Given exercise: Lift out each line of the data that holds "components".

Data lines:
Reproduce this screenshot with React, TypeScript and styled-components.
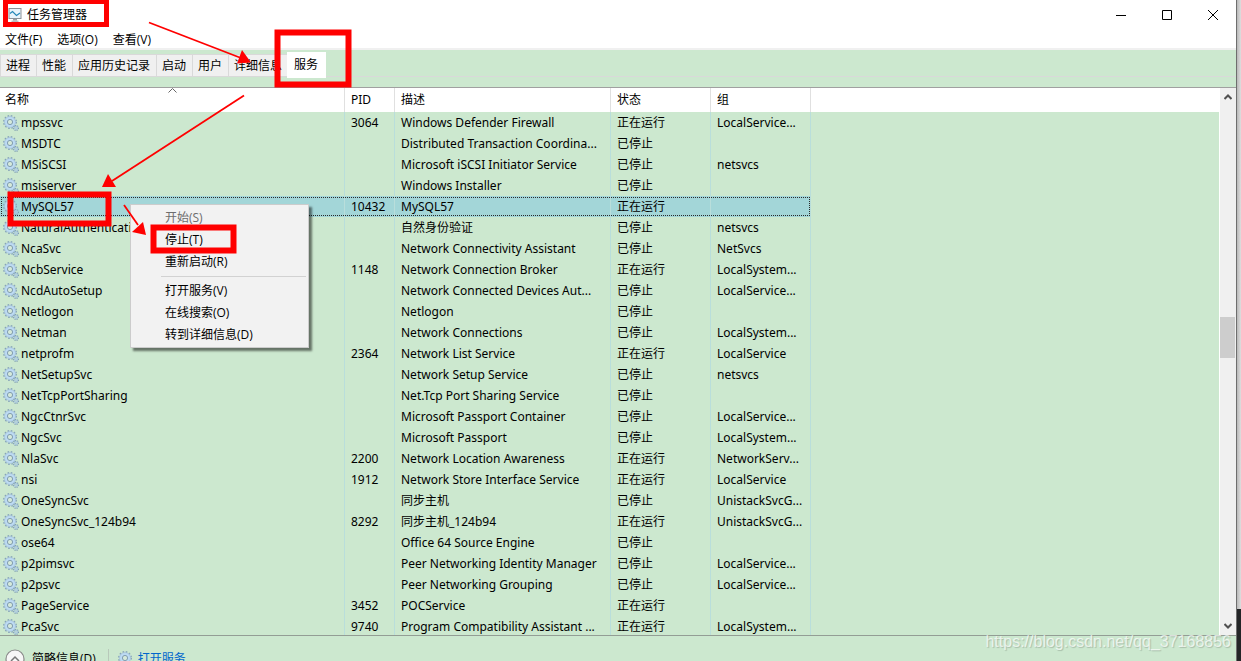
import React from "react";
import styled, { createGlobalStyle, css } from "styled-components";

const green = "#cce8cf";
const red = "#ff0000";

const GlobalStyle = createGlobalStyle`
  * { box-sizing: border-box; }
  body {
    margin: 0;
    overflow: hidden;
    background: ${green};
    color: #000;
    font: 12px/20px "Open Sans", "Noto Sans CJK SC", sans-serif;
  }
  button { font: inherit; color: inherit; border: 0; padding: 0; background: none; }
`;

const Desktop = styled.div`
  position: relative;
  display: flex;
  height: 100vh;
  overflow: hidden;
`;

const Window = styled.main`
  flex: 1;
  min-width: 0;
  display: flex;
  flex-direction: column;
  border-right: 1px solid #6e6e6e;
`;

const Behind = styled.div`
  flex: 0 0 4px;
  display: flex;
  flex-direction: column;
  background: linear-gradient(to right, #b9b9b9, #dedede);
  &::after {
    content: "";
    height: 52px;
    margin-top: auto;
    background: #232527;
  }
`;

const TitleBar = styled.header`
  display: flex;
  align-items: center;
  height: 29px;
  background: #fff;
`;

const Title = styled.h1`
  display: flex;
  align-items: center;
  gap: 5px;
  margin: 0;
  padding-left: 8px;
  font-size: 12px;
  font-weight: 400;
`;

const Controls = styled.div`
  display: flex;
  margin-left: auto;
`;

const ControlButton = styled.button`
  display: grid;
  place-items: center;
  width: 46px;
  height: 28px;
`;

const MenuBar = styled.nav`
  display: flex;
  gap: 15px;
  height: 21px;
  padding: 1px 0 0 5px;
  background: #fff;
  border-bottom: 2px solid #f0f0f0;
`;

const TabBar = styled.div`
  display: flex;
  align-items: flex-end;
  height: 27px;
  border-bottom: 1px solid #d9d9d9;
`;

const Tab = styled.button<{ $active?: boolean }>`
  height: 22px;
  padding: 0 6px 0 5px;
  border: solid #d9d9d9;
  border-width: 1px 0 0 1px;
  background: #f0f0f0;
  ${(p) =>
    p.$active &&
    css`
      height: 26px;
      margin: 0 0 -2px -1px;
      padding: 0 8px 2px 6px;
      border-color: #fff;
      background: #fff;
    `}
`;

const ListArea = styled.section`
  flex: 1;
  min-height: 0;
  display: flex;
  margin-top: 10px;
  border-top: 1px solid #a0a0a0;
  border-bottom: 1px solid #939d95;
`;

const ListBody = styled.div`
  flex: 1;
  min-width: 0;
  overflow: hidden;
  background: linear-gradient(#fff 24px, ${green} 24px);
  border-right: 1px solid #fff;
`;

const Table = styled.table`
  width: 811px;
  table-layout: fixed;
  border-collapse: separate;
  border-spacing: 0;
  font-family: "Noto Sans", "Noto Sans CJK SC", sans-serif;
`;

const Col = styled.col<{ $w: number }>`
  width: ${(p) => p.$w}px;
`;

const HeadCell = styled.th`
  position: relative;
  height: 24px;
  padding: 0 0 0 6px;
  border-right: 1px solid #e0e0e0;
  font-weight: 400;
  text-align: left;
  &:first-child { padding-left: 5px; }
`;

const SortMark = styled.svg`
  position: absolute;
  top: 0;
  left: calc(50% - 4px);
`;

const Row = styled.tr<{ $selected?: boolean }>`
  ${(p) =>
    p.$selected &&
    css`
      background: #a3d6d8;
      outline: 1px dotted #2b2b2b;
      outline-offset: -2px;
    `}
`;

const Cell = styled.td`
  height: 21px;
  padding: 0 0 0 6px;
  border-right: 1px solid #b9dedb;
  white-space: nowrap;
  &:first-child { padding-left: 3px; }
`;

const Name = styled.span`
  display: flex;
  align-items: center;
  gap: 2px;
`;

const ScrollBar = styled.div`
  flex: 0 0 16px;
  display: flex;
  flex-direction: column;
  background: #f0f0f0;
`;

const ScrollButton = styled.button`
  display: grid;
  place-items: center;
  height: 18px;
`;

const Track = styled.div`
  flex: 1;
  display: flex;
  flex-direction: column;
`;

const Before = styled.div`
  flex: 211 0 0;
`;

const Thumb = styled.div`
  flex: 41 0 0;
  margin-right: 1px;
  background: #cdcdcd;
`;

const After = styled.div`
  flex: 259 0 0;
`;

const Footer = styled.footer`
  flex: 0 0 25px;
  display: flex;
  align-items: flex-start;
  padding: 13px 0 0 5px;
  overflow: hidden;
`;

const Expander = styled.button`
  display: flex;
  align-items: center;
  gap: 7px;
  height: 20px;
  padding-right: 12px;
`;

const ServicesLink = styled.a`
  display: flex;
  align-items: center;
  gap: 4px;
  height: 20px;
  padding-left: 9px;
  border-left: 1px solid #b8c9ba;
  color: #0066cc;
  text-decoration: none;
`;

const ContextMenu = styled.div`
  position: absolute;
  top: 204px;
  left: 130px;
  width: 179px;
  padding: 2px 2px 1px;
  border: 1px solid #cccccc;
  background: #f2f2f2;
  box-shadow: 3px 3px 2px rgba(0, 0, 0, 0.5);
`;

const MenuItem = styled.button`
  display: block;
  width: 100%;
  height: 22px;
  padding-left: 32px;
  text-align: left;
  &:disabled { color: #6d6d6d; }
`;

const Separator = styled.hr`
  margin: 3px 0 3px 28px;
  border: 0;
  border-top: 1px solid #d2d2d2;
`;

const Marks = styled.svg`
  position: absolute;
  top: 0;
  left: 0;
  pointer-events: none;
`;

const Watermark = styled.div`
  position: absolute;
  right: 10px;
  bottom: 9px;
  color: rgba(255, 255, 255, 0.7);
  font: 16px/20px "Liberation Sans", sans-serif;
  text-shadow: 1px 1px 1px rgba(0, 0, 0, 0.18);
`;

const GearIcon = () => (
  <svg width="16" height="16" viewBox="0 0 16 16" fill="none" aria-hidden="true">
    <circle cx="7" cy="7" r="6.2" stroke="#86a3b8" strokeWidth="1.5" strokeDasharray="1.6 1.65" />
    <circle cx="7" cy="7" r="4.2" stroke="#bcdaf3" strokeWidth="2.8" />
    <circle cx="7" cy="7" r="5.5" stroke="#9dbcd3" strokeWidth="0.6" />
    <circle cx="7" cy="7" r="2.6" fill="#d6ead9" stroke="#809cb3" strokeWidth="1" />
    <circle cx="13" cy="13" r="2.4" stroke="#7c9ab2" strokeWidth="1.3" strokeDasharray="1 0.88" />
    <circle cx="13" cy="13" r="1.4" stroke="#a5c4de" strokeWidth="1.2" />
  </svg>
);

const MonitorIcon = () => (
  <svg width="14" height="14" viewBox="0 0 14 14" fill="none" aria-hidden="true">
    <rect x="1" y="0.5" width="12" height="10" fill="#e8f4fb" stroke="#8b9299" />
    <path d="M2 5.5 4.5 3.5 8.5 7.5 12 5" stroke="#2487b8" strokeWidth="1.2" />
    <path d="M5 11h4v1.5H5z" fill="#9aa0a5" />
    <path d="M3.5 13.2h7" stroke="#9aa0a5" />
  </svg>
);

type Service = [name: string, pid: string, text: string, running: boolean, group: string];

const services: Service[] = [
  ["mpssvc", "3064", "Windows Defender Firewall", true, "LocalService..."],
  ["MSDTC", "", "Distributed Transaction Coordina...", false, ""],
  ["MSiSCSI", "", "Microsoft iSCSI Initiator Service", false, "netsvcs"],
  ["msiserver", "", "Windows Installer", false, ""],
  ["MySQL57", "10432", "MySQL57", true, ""],
  ["NaturalAuthentication", "", "自然身份验证", false, "netsvcs"],
  ["NcaSvc", "", "Network Connectivity Assistant", false, "NetSvcs"],
  ["NcbService", "1148", "Network Connection Broker", true, "LocalSystem..."],
  ["NcdAutoSetup", "", "Network Connected Devices Aut...", false, "LocalService..."],
  ["Netlogon", "", "Netlogon", false, ""],
  ["Netman", "", "Network Connections", false, "LocalSystem..."],
  ["netprofm", "2364", "Network List Service", true, "LocalService"],
  ["NetSetupSvc", "", "Network Setup Service", false, "netsvcs"],
  ["NetTcpPortSharing", "", "Net.Tcp Port Sharing Service", false, ""],
  ["NgcCtnrSvc", "", "Microsoft Passport Container", false, "LocalService..."],
  ["NgcSvc", "", "Microsoft Passport", false, "LocalSystem..."],
  ["NlaSvc", "2200", "Network Location Awareness", true, "NetworkServ..."],
  ["nsi", "1912", "Network Store Interface Service", true, "LocalService"],
  ["OneSyncSvc", "", "同步主机", false, "UnistackSvcG..."],
  ["OneSyncSvc_124b94", "8292", "同步主机_124b94", true, "UnistackSvcG..."],
  ["ose64", "", "Office 64 Source Engine", false, ""],
  ["p2pimsvc", "", "Peer Networking Identity Manager", false, "LocalService..."],
  ["p2psvc", "", "Peer Networking Grouping", false, "LocalService..."],
  ["PageService", "3452", "POCService", true, ""],
  ["PcaSvc", "9740", "Program Compatibility Assistant ...", true, "LocalSystem..."],
];

const tabs = ["进程", "性能", "应用历史记录", "启动", "用户", "详细信息", "服务"];

export default function App() {
  return (
    <Desktop>
      <GlobalStyle />
      <Window>
        <TitleBar>
          <Title>
            <MonitorIcon />
            任务管理器
          </Title>
          <Controls>
            <ControlButton aria-label="最小化">
              <svg width="10" height="10" stroke="#000"><path d="M0 5.5h10" /></svg>
            </ControlButton>
            <ControlButton aria-label="最大化">
              <svg width="10" height="10" stroke="#000" fill="none"><path d="M.5.5h9v9h-9z" /></svg>
            </ControlButton>
            <ControlButton aria-label="关闭">
              <svg width="10" height="10" stroke="#000"><path d="M0 0l10 10M10 0L0 10" /></svg>
            </ControlButton>
          </Controls>
        </TitleBar>
        <MenuBar>
          <button>文件(F)</button>
          <button>选项(O)</button>
          <button>查看(V)</button>
        </MenuBar>
        <TabBar role="tablist">
          {tabs.map((tab) => (
            <Tab key={tab} role="tab" aria-selected={tab === "服务"} $active={tab === "服务"}>
              {tab}
            </Tab>
          ))}
        </TabBar>
        <ListArea>
          <ListBody>
            <Table>
              <colgroup>
                <Col $w={345} />
                <Col $w={50} />
                <Col $w={216} />
                <Col $w={100} />
                <Col $w={100} />
              </colgroup>
              <thead>
                <tr>
                  <HeadCell>
                    名称
                    <SortMark width="9" height="5" fill="none" stroke="#666">
                      <path d="M.5 4.5l4-4 4 4" />
                    </SortMark>
                  </HeadCell>
                  <HeadCell>PID</HeadCell>
                  <HeadCell>描述</HeadCell>
                  <HeadCell>状态</HeadCell>
                  <HeadCell>组</HeadCell>
                </tr>
              </thead>
              <tbody>
                {services.map(([name, pid, text, running, group]) => (
                  <Row key={name} $selected={name === "MySQL57"}>
                    <Cell>
                      <Name>
                        <GearIcon />
                        {name}
                      </Name>
                    </Cell>
                    <Cell>{pid}</Cell>
                    <Cell>{text}</Cell>
                    <Cell>{running ? "正在运行" : "已停止"}</Cell>
                    <Cell>{group}</Cell>
                  </Row>
                ))}
              </tbody>
            </Table>
          </ListBody>
          <ScrollBar>
            <ScrollButton aria-label="向上滚动">
              <svg width="8" height="6" fill="none" stroke="#505050" strokeWidth="2"><path d="M.5 5L4 1.5 7.5 5" /></svg>
            </ScrollButton>
            <Track>
              <Before />
              <Thumb />
              <After />
            </Track>
            <ScrollButton aria-label="向下滚动">
              <svg width="8" height="6" fill="none" stroke="#505050" strokeWidth="2"><path d="M.5 1L4 4.5 7.5 1" /></svg>
            </ScrollButton>
          </ScrollBar>
        </ListArea>
        <Footer>
          <Expander>
            <svg width="20" height="20" fill="none">
              <circle cx="10" cy="10" r="9" fill="#f7f7f7" stroke="#8a8a8a" strokeWidth="1.2" />
              <path d="M6 12l4-4 4 4" stroke="#777" strokeWidth="1.5" />
            </svg>
            简略信息(D)
          </Expander>
          <ServicesLink href="#services">
            <GearIcon />
            打开服务
          </ServicesLink>
        </Footer>
      </Window>
      <Behind />
      <ContextMenu role="menu">
        <MenuItem role="menuitem" disabled>开始(S)</MenuItem>
        <MenuItem role="menuitem">停止(T)</MenuItem>
        <MenuItem role="menuitem">重新启动(R)</MenuItem>
        <Separator />
        <MenuItem role="menuitem">打开服务(V)</MenuItem>
        <MenuItem role="menuitem">在线搜索(O)</MenuItem>
        <MenuItem role="menuitem">转到详细信息(D)</MenuItem>
      </ContextMenu>
      <Marks width="360" height="260" fill="none" stroke={red} aria-hidden="true">
        <rect x="5.5" y="1.5" width="101" height="23" strokeWidth="5" />
        <rect x="277.5" y="32.5" width="71" height="52" strokeWidth="6" />
        <rect x="10.5" y="194.5" width="98" height="29" strokeWidth="6" />
        <rect x="153.5" y="227.5" width="80" height="23" strokeWidth="6" />
        <g strokeWidth="1.8">
          <path d="M149 22.5L241 58" />
          <path d="M244 95.5L112 181" />
          <path d="M124 205L138 225" />
        </g>
        <g fill={red} stroke="none">
          <path d="M251 62.5L237 63.5L242 50Z" />
          <path d="M102 187L108 174L116 187Z" />
          <path d="M146 235L132 232L143 222Z" />
        </g>
      </Marks>
      <Watermark>https://blog.csdn.net/qq_37168856</Watermark>
    </Desktop>
  );
}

Exercise result:
Reproduce this screenshot with React, TypeScript and styled-components.
import styled, { createGlobalStyle, css } from "styled-components";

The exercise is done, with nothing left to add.